Anna Soßdorf: Ich finde auch, dass wir in diesem Duktus weitermachen und immer wieder neu inspiriert werden. So gehen Frau Strauß und ich zwar vorbereitet in die AG-Treffen, aber dann entwickeln sich die Schwerpunkte und Themen der Treffen durch den Input der Gruppe und am Ende wird es etwas ganz anderes, als wir uns das im Vorfeld gedacht haben. Das ist super, weil man nur Neues lernt, wenn man total offen ist!

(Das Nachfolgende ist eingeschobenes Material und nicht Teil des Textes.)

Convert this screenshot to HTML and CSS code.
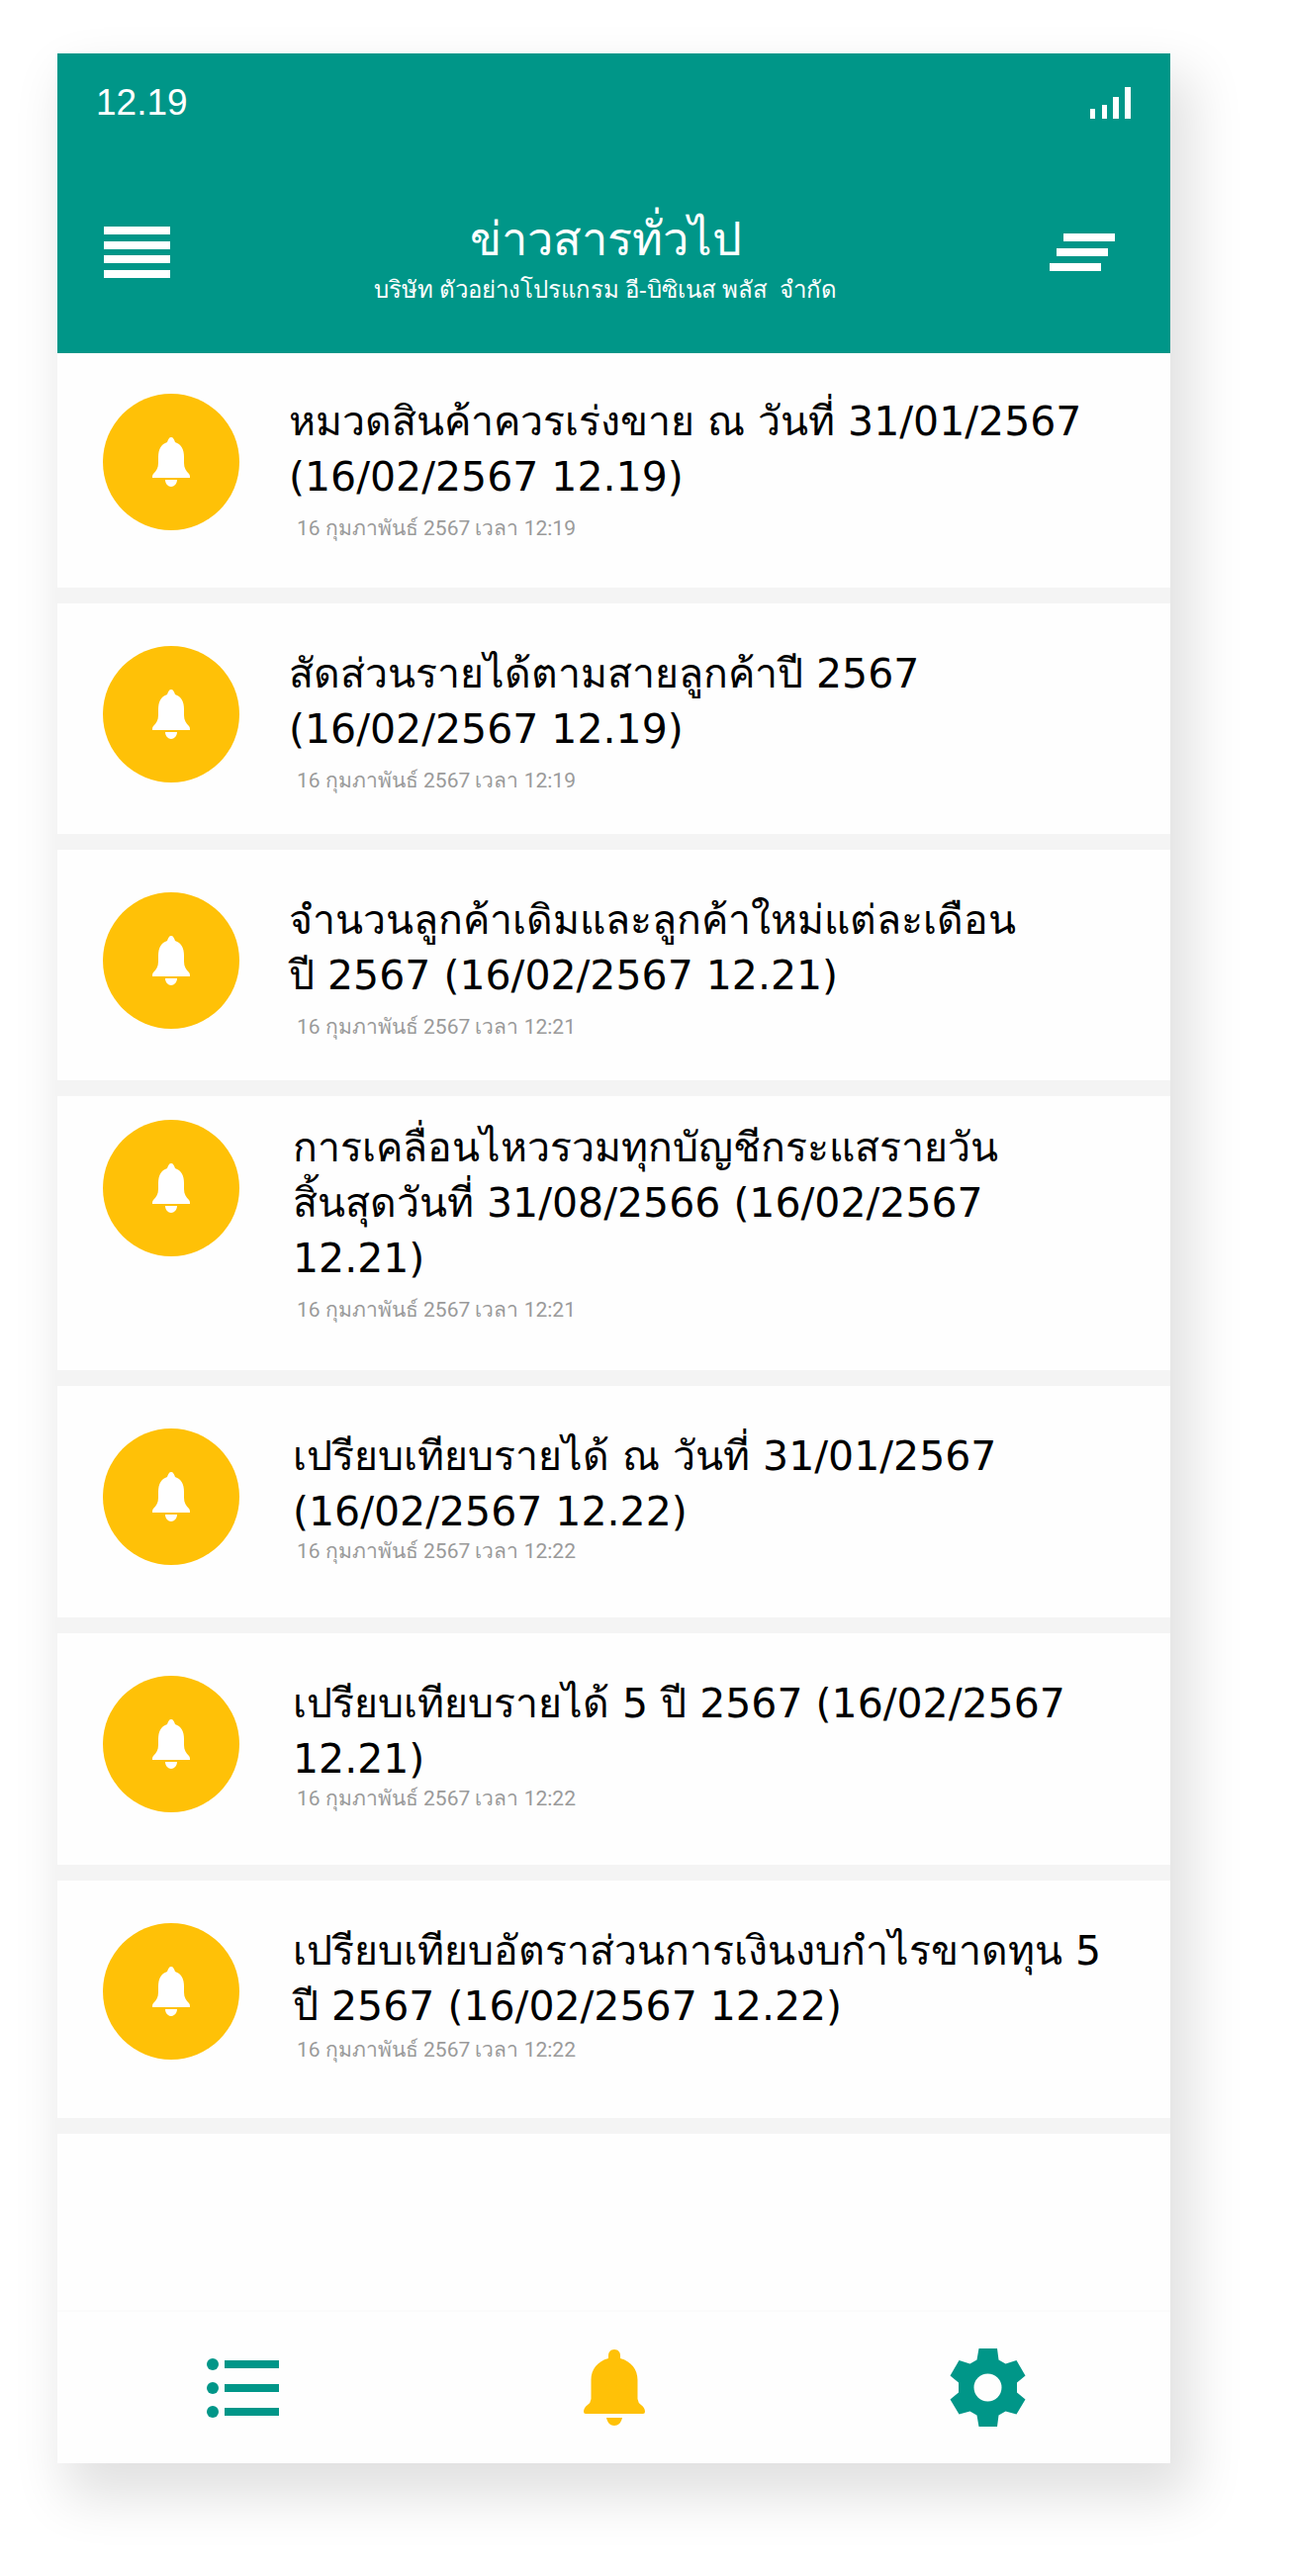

Ich sehe die AG als Geäst: Wir haben eine Basisgruppe und aus dieser Basisgruppe können sich so viele neue Verbindungen oder Ideen ergeben. Wir müssen als eine große Gruppe nicht immer alles zusammen machen. Zum einen gibt es diese dickeren Äste, wo man große Themen angeht und dann gibt es kleinere Verästelungen, bei denen sich ein paar wenige Personen zusammenschließen, die durch das Netzwerk feststellen “Hey, wir passen gut zusammen.” So planen wir beispielsweise eine regelmäßig stattfindende Input-Runde, in der sich erfolgreiche Projekte von uns vorstellen und andere wiederum Fragen stellen können - hier können die Projekte voneinander lernen im Sinne von best or worst practice.
Isabel Strauß: Das möchte ich gerne ergänzen: In den bisherigen Sitzungen hat sich bereits gezeigt, dass sich die Gruppe besser kennenlernt und wir viel stärker in inhaltliche Diskussionen kommen - und dass es unglaublich viele Ressourcen gibt, die jede Person schon hat und einbringt. Ich gehe aus jeder Sitzung raus und habe wieder so viel erfahren, Neues gelernt und interessante Impulse bekommen. Oder Menschen noch einmal ganz anders erlebt, mit denen ich mich noch über weitere Themen austauschen möchte. Wenn sich diese Synergieeffekte für alle Beteiligten in der AG einstellen, ist das ein toller Erfolg!
Vielen Dank für das aufschlussreiche Interview und die spannenden Impulse zur Mitarbeit in der AG Netzwerk "Region West"!